Chilean sea bass—period
No matter what restaurant he’s at in any corner of the world, executive chef and partner Fredric Kieffer of Artisan in West Hartford, Connecticut, avoids Chilean sea bass. That’s because this specific catch has been overfished and the population is suffering due to demand, he says. “Their reproduction rate is very slow, which means they don’t have the time reach sexual maturity and reproduce. In this vein, the size of the fish coming to the market shrunk by half over the last ten to 12 years,” he explains. For the environment and for your stomach, he suggests ordering fluke, swordfish, striped bass, or monkfish as an alternative. Find out more about the best and worst fish to eat out—or at home.
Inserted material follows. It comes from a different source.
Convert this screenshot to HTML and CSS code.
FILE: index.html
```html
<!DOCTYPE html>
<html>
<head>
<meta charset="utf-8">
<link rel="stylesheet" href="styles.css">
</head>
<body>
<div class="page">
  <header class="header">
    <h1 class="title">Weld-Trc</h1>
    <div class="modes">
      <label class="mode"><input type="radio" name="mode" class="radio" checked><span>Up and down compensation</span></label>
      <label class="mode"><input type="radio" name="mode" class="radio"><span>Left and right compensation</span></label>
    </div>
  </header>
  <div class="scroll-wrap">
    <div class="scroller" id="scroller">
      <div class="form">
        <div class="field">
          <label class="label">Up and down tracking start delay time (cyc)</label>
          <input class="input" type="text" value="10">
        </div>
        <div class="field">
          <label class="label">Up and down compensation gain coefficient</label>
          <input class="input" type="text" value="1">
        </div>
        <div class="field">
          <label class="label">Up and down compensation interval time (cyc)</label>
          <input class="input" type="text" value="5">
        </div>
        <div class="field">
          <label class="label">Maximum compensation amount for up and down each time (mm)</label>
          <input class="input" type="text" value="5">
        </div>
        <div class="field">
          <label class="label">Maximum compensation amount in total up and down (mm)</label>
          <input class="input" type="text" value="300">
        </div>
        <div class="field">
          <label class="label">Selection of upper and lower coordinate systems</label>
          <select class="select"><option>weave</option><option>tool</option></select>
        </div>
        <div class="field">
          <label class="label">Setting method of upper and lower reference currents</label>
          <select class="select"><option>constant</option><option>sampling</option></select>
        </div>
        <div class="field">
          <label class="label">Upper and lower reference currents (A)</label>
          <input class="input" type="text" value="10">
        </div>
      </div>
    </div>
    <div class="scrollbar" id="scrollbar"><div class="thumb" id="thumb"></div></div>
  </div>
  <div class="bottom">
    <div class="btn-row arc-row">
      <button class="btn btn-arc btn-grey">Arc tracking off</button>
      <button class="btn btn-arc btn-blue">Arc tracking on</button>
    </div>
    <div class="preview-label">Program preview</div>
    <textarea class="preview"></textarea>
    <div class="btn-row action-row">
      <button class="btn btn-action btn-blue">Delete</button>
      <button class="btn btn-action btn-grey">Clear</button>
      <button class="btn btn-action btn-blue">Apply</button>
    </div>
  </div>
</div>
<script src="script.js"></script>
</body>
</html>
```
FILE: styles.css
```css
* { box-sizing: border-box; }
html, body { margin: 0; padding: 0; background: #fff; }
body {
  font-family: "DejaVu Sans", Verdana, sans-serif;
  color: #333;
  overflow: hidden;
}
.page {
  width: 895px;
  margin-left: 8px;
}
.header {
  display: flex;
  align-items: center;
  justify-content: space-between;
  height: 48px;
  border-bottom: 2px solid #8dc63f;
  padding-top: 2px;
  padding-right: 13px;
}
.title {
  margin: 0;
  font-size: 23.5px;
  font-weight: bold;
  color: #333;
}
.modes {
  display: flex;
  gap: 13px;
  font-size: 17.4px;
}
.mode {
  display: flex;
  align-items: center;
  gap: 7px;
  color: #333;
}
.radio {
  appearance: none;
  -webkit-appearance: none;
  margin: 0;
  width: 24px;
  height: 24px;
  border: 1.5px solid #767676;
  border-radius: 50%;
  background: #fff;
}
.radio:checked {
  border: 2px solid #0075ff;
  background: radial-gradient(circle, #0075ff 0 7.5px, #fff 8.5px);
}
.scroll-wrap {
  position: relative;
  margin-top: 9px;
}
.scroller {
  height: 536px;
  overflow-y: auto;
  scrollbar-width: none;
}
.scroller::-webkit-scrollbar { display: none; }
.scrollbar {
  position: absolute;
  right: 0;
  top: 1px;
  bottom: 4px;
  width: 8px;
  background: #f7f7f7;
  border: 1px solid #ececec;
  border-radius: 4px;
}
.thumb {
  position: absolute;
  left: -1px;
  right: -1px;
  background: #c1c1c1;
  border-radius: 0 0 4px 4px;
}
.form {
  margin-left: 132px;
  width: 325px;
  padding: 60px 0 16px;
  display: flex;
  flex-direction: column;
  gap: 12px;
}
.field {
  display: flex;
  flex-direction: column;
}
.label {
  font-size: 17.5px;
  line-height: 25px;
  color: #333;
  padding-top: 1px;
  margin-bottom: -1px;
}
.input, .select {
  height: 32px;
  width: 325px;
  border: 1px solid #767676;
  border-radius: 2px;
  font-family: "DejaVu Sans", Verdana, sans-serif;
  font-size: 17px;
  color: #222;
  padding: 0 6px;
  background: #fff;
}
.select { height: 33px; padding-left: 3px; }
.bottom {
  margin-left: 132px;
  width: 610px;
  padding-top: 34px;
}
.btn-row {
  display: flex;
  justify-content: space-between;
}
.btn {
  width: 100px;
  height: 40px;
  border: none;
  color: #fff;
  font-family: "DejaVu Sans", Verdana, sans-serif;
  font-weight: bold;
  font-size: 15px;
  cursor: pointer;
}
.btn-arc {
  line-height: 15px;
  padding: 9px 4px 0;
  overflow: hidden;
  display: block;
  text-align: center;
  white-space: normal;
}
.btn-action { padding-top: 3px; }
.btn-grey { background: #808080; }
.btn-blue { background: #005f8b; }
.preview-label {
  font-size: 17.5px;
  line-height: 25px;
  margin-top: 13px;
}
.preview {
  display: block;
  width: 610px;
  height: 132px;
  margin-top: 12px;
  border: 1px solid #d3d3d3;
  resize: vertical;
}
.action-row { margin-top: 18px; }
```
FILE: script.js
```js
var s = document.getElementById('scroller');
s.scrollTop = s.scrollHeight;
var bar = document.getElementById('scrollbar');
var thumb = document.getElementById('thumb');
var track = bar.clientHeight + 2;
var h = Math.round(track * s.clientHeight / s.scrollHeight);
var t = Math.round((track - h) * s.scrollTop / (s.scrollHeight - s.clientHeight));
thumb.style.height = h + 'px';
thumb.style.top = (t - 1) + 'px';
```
When there are so many cuts of steak to choose from, chef Perry Pollaci says to avoid filet mignon and opt for something with richer flavor at a much more reasonable price. While this specific variety has an impressive reputation, many chefs agree it isn’t the best part of the cow. Pollaci chooses Zabuton, which is a heavily marbled steak cut from the upper portion on the chuck. “It’s a very tasty smaller size steak that is very rich in flavor,” he explains. “I like to serve it sliced thin on the bias and medium rare—although it’s great well done, too.”
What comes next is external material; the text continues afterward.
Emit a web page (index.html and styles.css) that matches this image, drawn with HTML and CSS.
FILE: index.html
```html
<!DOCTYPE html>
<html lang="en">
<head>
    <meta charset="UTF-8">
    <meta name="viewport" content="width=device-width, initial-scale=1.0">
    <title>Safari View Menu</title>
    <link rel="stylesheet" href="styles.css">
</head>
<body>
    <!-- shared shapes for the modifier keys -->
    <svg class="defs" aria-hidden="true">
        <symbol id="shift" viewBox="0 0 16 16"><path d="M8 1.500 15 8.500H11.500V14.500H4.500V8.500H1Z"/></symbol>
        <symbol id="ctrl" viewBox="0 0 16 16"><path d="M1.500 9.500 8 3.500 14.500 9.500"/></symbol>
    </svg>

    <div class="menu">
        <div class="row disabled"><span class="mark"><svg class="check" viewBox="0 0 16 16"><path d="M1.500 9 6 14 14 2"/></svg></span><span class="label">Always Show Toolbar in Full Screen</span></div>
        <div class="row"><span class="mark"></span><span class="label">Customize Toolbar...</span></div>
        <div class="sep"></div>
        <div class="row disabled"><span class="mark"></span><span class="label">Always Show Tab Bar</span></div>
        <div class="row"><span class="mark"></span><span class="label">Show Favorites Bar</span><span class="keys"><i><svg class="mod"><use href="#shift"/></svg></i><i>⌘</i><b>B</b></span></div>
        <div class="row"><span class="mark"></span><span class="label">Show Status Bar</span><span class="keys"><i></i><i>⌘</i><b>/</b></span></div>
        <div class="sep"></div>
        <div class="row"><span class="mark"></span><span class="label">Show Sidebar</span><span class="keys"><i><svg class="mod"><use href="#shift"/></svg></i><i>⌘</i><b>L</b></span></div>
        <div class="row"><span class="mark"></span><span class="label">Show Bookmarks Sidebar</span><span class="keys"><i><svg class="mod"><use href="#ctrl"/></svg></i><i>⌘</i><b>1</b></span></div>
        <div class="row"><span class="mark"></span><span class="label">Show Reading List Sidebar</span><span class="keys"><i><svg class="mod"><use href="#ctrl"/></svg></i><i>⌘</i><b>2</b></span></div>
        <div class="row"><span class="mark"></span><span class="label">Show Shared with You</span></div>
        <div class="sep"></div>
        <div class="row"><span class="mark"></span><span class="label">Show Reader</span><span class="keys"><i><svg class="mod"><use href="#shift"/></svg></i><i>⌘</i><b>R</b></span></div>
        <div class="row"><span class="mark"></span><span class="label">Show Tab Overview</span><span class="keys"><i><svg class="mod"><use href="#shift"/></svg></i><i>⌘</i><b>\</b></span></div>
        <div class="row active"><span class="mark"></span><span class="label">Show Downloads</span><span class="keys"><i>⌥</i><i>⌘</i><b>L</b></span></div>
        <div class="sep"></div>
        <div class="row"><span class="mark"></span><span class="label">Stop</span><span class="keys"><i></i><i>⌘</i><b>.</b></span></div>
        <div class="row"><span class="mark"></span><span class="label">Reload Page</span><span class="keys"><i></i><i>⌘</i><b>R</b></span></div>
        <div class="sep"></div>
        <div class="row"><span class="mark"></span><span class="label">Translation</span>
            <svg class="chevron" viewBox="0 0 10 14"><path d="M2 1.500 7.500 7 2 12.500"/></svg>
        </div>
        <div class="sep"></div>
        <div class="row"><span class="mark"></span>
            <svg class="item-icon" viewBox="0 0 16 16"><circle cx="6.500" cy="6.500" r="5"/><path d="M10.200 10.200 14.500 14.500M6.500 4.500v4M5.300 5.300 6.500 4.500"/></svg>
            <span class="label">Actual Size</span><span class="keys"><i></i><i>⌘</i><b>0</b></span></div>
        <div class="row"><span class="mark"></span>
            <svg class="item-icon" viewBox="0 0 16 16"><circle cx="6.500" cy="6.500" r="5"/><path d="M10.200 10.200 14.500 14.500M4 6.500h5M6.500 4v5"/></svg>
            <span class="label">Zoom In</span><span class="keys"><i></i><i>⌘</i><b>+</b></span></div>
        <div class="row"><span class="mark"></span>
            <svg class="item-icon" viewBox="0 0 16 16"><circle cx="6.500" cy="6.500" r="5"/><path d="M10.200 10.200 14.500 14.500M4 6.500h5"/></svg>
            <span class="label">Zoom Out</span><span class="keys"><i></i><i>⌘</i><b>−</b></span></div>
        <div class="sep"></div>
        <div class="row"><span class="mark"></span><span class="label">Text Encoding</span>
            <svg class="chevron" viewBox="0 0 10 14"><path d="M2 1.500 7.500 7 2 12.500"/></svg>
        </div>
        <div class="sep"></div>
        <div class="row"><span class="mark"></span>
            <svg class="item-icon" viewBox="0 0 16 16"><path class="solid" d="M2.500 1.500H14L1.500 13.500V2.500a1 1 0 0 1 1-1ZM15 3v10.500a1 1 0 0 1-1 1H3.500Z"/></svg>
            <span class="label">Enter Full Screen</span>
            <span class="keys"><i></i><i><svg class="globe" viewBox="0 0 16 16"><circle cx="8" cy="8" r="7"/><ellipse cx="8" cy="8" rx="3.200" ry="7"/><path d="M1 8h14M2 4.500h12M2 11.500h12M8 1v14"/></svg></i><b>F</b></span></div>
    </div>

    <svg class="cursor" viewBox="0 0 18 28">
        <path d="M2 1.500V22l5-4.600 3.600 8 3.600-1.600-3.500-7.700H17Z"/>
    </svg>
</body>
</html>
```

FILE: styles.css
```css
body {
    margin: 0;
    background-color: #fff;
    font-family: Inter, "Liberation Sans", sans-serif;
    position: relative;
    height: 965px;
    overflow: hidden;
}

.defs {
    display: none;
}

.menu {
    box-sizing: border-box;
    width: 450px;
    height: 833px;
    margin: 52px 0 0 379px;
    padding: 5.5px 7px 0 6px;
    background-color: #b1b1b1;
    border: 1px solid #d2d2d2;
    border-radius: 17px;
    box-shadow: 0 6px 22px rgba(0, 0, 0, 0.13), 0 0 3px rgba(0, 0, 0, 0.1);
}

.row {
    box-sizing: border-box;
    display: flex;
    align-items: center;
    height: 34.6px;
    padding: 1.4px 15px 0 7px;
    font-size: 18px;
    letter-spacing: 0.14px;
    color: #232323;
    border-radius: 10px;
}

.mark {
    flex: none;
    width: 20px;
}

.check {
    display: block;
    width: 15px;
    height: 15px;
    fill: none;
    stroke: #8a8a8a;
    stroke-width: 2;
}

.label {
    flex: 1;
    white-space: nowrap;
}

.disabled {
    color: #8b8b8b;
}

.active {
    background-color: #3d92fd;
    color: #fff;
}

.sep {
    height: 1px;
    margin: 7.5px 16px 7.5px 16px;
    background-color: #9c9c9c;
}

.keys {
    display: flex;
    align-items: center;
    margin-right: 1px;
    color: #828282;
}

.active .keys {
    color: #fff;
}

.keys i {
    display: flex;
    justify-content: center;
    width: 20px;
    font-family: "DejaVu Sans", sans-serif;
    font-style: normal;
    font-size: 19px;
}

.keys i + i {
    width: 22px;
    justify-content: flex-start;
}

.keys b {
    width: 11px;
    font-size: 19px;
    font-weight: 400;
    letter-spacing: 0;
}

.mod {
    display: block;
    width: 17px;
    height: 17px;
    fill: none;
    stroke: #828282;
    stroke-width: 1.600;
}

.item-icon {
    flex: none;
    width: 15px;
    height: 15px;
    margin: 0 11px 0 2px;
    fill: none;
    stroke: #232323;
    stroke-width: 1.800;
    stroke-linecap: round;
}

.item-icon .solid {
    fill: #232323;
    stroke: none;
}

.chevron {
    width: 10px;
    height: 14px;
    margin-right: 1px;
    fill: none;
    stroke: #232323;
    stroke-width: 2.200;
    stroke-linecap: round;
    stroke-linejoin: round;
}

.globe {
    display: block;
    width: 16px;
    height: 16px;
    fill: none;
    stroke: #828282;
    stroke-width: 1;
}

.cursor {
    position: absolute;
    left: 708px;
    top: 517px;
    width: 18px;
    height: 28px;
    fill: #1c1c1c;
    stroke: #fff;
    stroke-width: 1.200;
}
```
Roasted chicken at a steakhouse
As the name suggests, when you’re at a steakhouse, it is pretty evident what you should order. Chef Jeff Chanchaleune of Goro Ramen in Oklahoma City, suggests avoiding a roasted chicken when you’re dining at a place known for their cuts of red meat. And if you can help it, don’t request A1 or Heinz 57, either. ” If it’s prepared right, you won’t need it. I would personally order a pan-seared, dry-aged rib-eye cooked medium rare. Most steakhouses cook it with just salt, pepper, butter, garlic, and herbs, which is all it needs to be a perfect steak,” he explains.